Exercise: Scan the lines below for the string "this" and copy every one that has it.

Material to process:

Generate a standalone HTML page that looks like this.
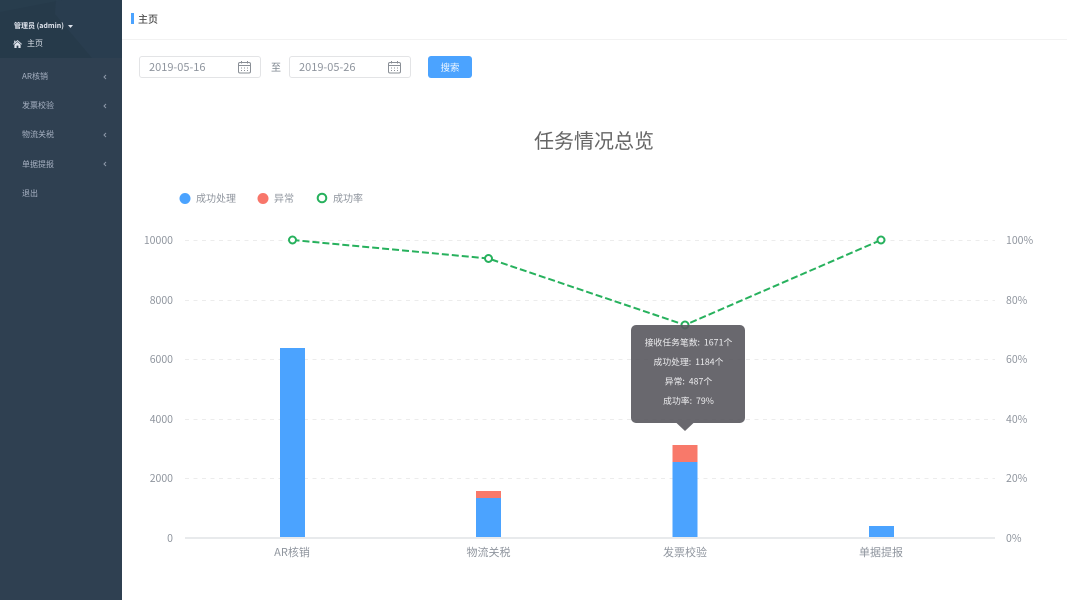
...
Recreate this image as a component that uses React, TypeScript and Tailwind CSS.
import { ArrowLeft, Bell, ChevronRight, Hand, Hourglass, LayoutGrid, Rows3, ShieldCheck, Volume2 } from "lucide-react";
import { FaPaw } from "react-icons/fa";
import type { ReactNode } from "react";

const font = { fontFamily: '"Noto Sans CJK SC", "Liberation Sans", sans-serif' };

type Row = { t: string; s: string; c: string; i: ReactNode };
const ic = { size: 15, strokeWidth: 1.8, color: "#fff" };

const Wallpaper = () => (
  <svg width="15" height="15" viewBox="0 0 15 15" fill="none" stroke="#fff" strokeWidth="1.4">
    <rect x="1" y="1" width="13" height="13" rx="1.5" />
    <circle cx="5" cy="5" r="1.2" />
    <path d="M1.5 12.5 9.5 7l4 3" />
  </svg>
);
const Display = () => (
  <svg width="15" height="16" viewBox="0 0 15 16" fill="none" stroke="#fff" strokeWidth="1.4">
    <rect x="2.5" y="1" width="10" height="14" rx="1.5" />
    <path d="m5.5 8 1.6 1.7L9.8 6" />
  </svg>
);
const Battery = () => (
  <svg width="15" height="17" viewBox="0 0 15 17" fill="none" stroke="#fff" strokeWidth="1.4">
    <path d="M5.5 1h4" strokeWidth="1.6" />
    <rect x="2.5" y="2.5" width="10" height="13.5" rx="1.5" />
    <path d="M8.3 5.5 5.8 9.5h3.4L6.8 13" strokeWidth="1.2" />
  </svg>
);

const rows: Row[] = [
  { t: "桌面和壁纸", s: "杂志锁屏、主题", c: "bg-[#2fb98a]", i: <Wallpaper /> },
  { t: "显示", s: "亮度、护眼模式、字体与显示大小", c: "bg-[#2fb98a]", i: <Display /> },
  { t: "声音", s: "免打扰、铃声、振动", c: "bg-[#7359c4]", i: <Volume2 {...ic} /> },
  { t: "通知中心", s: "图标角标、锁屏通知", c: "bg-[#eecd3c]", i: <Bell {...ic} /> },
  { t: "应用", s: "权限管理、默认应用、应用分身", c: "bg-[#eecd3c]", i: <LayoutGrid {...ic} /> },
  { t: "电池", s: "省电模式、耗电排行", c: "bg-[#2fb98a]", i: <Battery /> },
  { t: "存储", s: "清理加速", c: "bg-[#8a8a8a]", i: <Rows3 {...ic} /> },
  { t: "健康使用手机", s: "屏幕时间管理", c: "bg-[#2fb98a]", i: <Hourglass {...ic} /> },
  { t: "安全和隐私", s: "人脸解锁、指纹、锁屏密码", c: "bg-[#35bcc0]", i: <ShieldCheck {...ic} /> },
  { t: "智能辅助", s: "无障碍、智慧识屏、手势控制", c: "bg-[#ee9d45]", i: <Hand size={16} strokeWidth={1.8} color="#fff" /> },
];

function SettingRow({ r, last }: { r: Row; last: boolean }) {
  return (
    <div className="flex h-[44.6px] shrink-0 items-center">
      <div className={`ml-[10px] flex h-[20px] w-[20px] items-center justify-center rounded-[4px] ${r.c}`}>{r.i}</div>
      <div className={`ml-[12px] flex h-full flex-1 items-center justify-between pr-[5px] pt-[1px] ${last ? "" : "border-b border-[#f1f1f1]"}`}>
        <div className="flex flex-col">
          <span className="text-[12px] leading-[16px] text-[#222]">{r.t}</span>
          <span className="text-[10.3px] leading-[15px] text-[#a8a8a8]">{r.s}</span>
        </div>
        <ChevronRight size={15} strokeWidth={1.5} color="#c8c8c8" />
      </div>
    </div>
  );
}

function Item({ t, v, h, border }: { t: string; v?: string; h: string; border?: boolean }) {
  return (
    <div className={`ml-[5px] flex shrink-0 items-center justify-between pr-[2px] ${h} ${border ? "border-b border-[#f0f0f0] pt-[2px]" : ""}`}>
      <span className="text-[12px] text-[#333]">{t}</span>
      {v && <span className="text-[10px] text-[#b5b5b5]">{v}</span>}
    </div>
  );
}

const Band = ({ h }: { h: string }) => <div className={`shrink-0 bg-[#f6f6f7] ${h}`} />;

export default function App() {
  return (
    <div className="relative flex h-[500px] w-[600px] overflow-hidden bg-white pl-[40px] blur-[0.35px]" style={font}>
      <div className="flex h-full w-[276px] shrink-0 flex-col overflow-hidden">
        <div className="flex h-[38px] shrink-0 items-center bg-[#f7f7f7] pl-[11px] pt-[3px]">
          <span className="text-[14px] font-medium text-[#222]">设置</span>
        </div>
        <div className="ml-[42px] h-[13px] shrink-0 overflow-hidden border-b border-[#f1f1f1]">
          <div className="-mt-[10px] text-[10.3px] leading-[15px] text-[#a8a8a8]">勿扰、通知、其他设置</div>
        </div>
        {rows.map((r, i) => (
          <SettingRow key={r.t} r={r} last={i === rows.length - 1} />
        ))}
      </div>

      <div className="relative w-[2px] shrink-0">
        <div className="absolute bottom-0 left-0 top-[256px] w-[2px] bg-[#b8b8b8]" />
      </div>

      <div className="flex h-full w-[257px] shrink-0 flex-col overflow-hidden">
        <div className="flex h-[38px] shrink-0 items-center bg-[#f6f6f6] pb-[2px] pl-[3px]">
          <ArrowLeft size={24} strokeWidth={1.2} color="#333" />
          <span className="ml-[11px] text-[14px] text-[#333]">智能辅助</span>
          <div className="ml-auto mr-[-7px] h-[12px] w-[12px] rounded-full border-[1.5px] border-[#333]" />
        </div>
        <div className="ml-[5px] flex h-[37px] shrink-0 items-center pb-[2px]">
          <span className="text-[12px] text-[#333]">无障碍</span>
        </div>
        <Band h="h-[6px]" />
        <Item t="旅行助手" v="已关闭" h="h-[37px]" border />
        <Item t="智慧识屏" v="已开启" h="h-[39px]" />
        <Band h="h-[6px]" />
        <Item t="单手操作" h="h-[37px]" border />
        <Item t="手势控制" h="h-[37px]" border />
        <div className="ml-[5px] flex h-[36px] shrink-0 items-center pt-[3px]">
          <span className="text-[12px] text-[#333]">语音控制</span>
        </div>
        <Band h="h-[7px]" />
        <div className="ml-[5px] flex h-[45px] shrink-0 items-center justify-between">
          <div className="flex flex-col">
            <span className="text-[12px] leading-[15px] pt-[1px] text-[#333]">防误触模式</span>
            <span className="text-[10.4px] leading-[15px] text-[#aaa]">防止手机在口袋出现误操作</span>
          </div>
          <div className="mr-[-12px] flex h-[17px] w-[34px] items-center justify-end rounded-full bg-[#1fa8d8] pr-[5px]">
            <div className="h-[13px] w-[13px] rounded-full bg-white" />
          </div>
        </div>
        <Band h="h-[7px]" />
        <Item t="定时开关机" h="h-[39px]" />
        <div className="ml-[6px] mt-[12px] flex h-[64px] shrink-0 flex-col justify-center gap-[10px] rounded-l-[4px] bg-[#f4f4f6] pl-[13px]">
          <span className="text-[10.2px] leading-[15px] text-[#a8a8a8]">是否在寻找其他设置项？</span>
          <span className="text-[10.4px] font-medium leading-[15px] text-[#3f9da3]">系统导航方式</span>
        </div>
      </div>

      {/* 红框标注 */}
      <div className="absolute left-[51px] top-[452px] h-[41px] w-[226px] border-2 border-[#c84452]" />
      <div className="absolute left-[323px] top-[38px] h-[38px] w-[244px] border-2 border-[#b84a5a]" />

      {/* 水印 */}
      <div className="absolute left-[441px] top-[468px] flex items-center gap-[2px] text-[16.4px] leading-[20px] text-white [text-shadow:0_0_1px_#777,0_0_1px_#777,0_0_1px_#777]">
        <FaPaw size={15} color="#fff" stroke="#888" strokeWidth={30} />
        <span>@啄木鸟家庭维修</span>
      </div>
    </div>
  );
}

Result of the exercise:
Generate a standalone HTML page that looks like this.
Recreate this image as a component that uses React, TypeScript and Tailwind CSS.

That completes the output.